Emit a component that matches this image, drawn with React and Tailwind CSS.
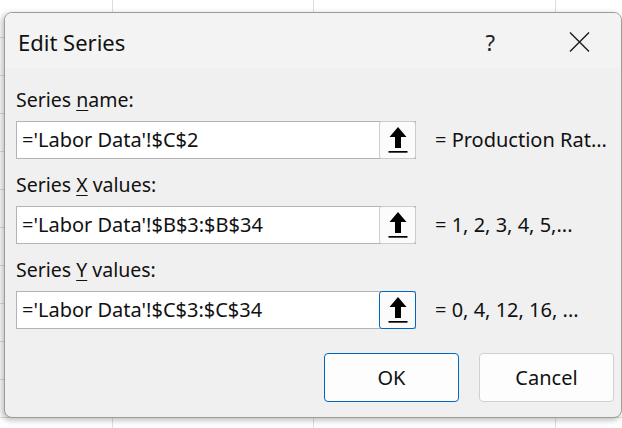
import React from 'react';

const font = { fontFamily: '"Noto Sans", "Open Sans", sans-serif' };

// Range-picker arrow drawn inside each reference box
const CollapseArrow = () => (
    <svg width="22" height="28" viewBox="0 0 22 28">
        <polygon points="11,1 19.5,11 14,11 14,22 8,22 8,11 2.5,11" fill="#000" />
        <rect x="1.5" y="25" width="19" height="1.7" fill="#000" />
    </svg>
);

const SeriesField = ({ accessKey, before, after, value, preview, focused }) => (
    <div className="flex flex-col">
        <div className="h-[24px] leading-[24px] text-[19.5px] text-[#111]">
            {before}<span className="underline underline-offset-[3px] decoration-1">{accessKey}</span>{after}
        </div>
        <div className="flex items-center mt-[9px]">
            <div className="flex w-[400px] h-[38px] bg-white border border-[#b3b3b3]">
                <div className="flex-1 pl-[5px] leading-[36px] text-[20px] text-[#111] whitespace-nowrap overflow-hidden">{value}</div>
                <button
                    className={
                        focused
                            ? 'flex items-center justify-center w-[37px] -my-px -mr-px h-[38px] bg-[#fbfbfb] border border-[#0067c0] rounded-[3px]'
                            : 'flex items-center justify-center w-[37px] -my-px -mr-px h-[38px] bg-[#fbfbfb] border border-[#cccccc] rounded-[3px]'
                    }
                >
                    <CollapseArrow />
                </button>
            </div>
            <div className="ml-[19px] text-[20px] text-[#111] whitespace-nowrap">{preview}</div>
        </div>
    </div>
);

const App = () => {
    return (
        <div
            className="w-[622px] h-[428px] overflow-hidden pt-[12px] pl-[4px] bg-white bg-[repeating-linear-gradient(to_bottom,transparent_0,transparent_37px,#dedede_37px,#dedede_38px),linear-gradient(to_right,transparent_112px,#dedede_112px,#dedede_113px,transparent_113px,transparent_313px,#dedede_313px,#dedede_314px,transparent_314px,transparent_555px,#dedede_555px,#dedede_556px,transparent_556px)]"
            style={font}
        >
            <div className="w-[618px] h-[406px] flex flex-col rounded-[8px] border border-[#9c9c9c] bg-[#f0f0f0] overflow-hidden shadow-[-2px_2px_6px_rgba(0,0,0,0.28)]">
                {/* title bar */}
                <div className="h-[55px] shrink-0 flex items-center bg-[#f3f3f3] pl-[13px] pr-[31px]">
                    <div className="text-[22px] text-[#111] pt-[3px]">Edit Series</div>
                    <div className="ml-auto text-[22px] text-[#222] pt-[3px]">?</div>
                    <button className="ml-[73px] mt-[3px] w-[22px] h-[22px] flex items-center justify-center">
                        <svg width="21" height="20" viewBox="0 0 21 20">
                            <path d="M1 0.5 L20 19.5 M20 0.5 L1 19.5" stroke="#1a1a1a" strokeWidth="1.4" fill="none" />
                        </svg>
                    </button>
                </div>

                {/* fields */}
                <div className="flex flex-col gap-[14px] pt-[20px] pl-[11px]">
                    <SeriesField before="Series " accessKey="n" after="ame:" value="='Labor Data'!$C$2" preview="= Production Rat..." />
                    <SeriesField before="Series " accessKey="X" after=" values:" value="='Labor Data'!$B$3:$B$34" preview="= 1, 2, 3, 4, 5,..." />
                    <SeriesField before="Series " accessKey="Y" after=" values:" value="='Labor Data'!$C$3:$C$34" preview="= 0, 4, 12, 16, ..." focused />
                </div>

                {/* dialog buttons */}
                <div className="flex justify-end gap-[20px] mt-[24px] pr-[7px]">
                    <button className="w-[135px] h-[49px] rounded-[4px] border border-[#0067c0] bg-[#fdfdfd] text-[20px] text-[#111]">OK</button>
                    <button className="w-[135px] h-[49px] rounded-[4px] border border-[#d0d0d0] bg-[#fdfdfd] text-[20px] text-[#111]">Cancel</button>
                </div>
            </div>
        </div>
    );
};

export default App;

WHAT YOU NEED TO DO
Every line that holds the word "React" should be extracted.

EXERCISE RESULT
Emit a component that matches this image, drawn with React and Tailwind CSS.
import React from 'react';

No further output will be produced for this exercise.